*WRITTEN PROBLEM*. Copy out all lines carrying the word "this".

*INPUT DATA*.
--------------------------------------------------

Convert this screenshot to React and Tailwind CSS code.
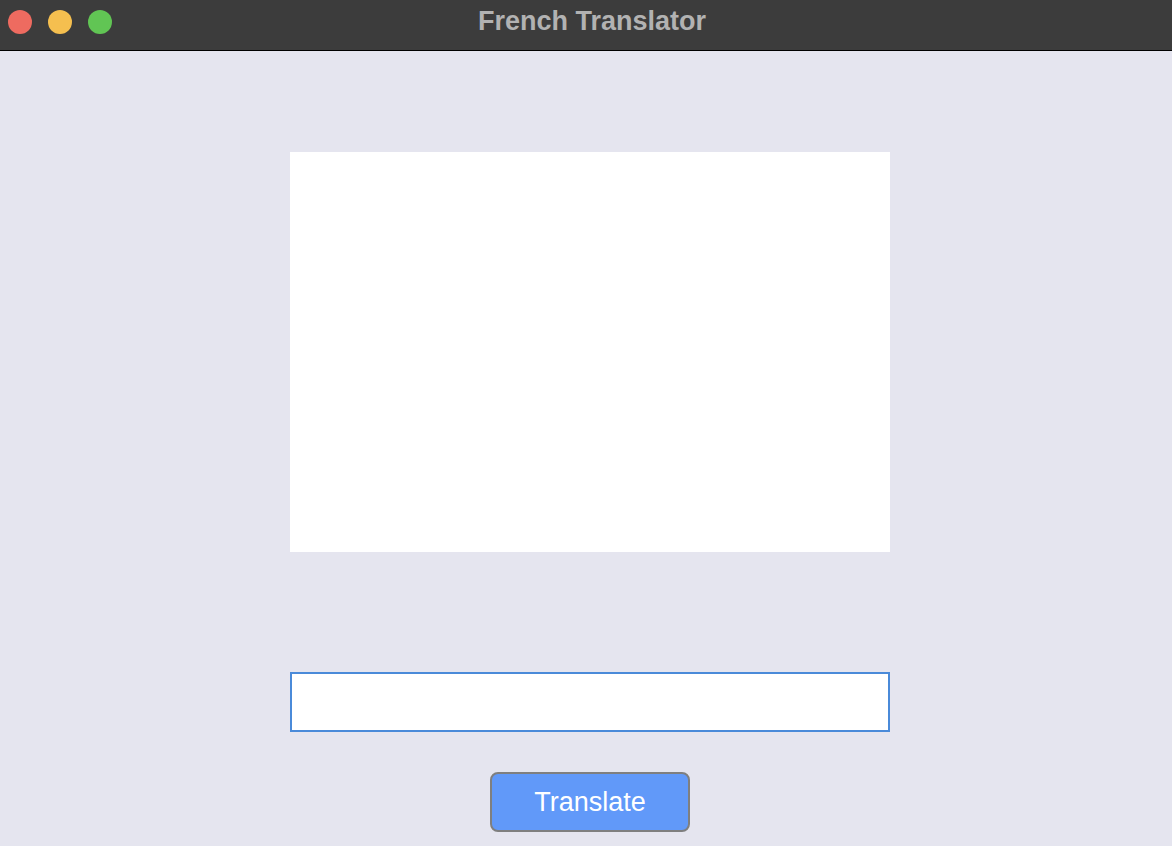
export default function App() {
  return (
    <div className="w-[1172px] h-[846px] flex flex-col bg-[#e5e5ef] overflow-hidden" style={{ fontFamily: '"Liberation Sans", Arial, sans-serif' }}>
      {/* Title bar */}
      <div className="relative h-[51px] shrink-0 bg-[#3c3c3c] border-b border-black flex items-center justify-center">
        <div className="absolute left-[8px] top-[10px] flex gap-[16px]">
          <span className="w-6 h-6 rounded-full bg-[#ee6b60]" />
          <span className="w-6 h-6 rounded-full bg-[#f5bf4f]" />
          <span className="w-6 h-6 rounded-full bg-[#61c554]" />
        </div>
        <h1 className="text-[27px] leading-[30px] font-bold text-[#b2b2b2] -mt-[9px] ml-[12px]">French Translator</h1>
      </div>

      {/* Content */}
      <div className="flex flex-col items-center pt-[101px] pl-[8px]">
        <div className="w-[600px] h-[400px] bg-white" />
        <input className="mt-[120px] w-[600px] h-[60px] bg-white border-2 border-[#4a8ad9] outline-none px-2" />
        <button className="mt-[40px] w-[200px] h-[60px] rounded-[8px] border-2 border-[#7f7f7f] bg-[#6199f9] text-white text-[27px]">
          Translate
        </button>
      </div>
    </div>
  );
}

--------------------------------------------------

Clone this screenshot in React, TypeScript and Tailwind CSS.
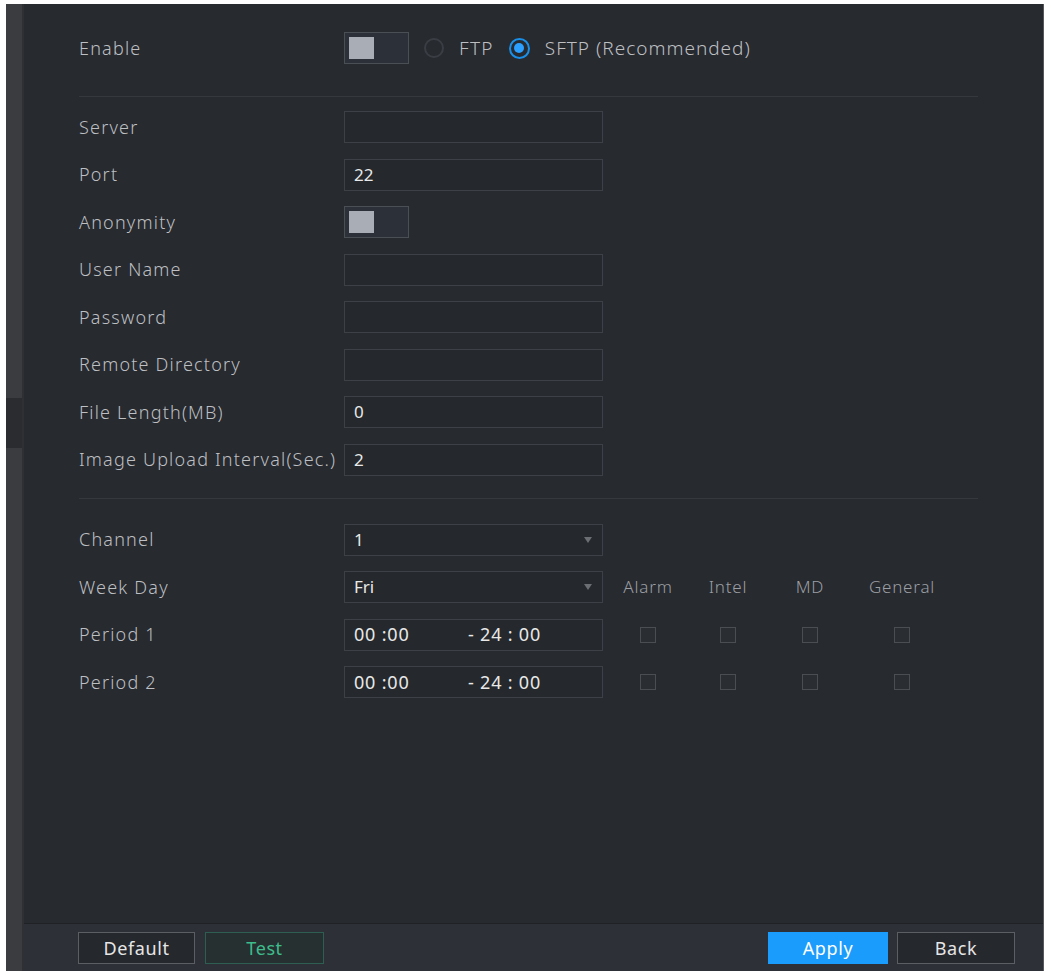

--------------------------------------------------

*EXERCISE ANSWER*.
Convert this screenshot to React and Tailwind CSS code.
Clone this screenshot in React, TypeScript and Tailwind CSS.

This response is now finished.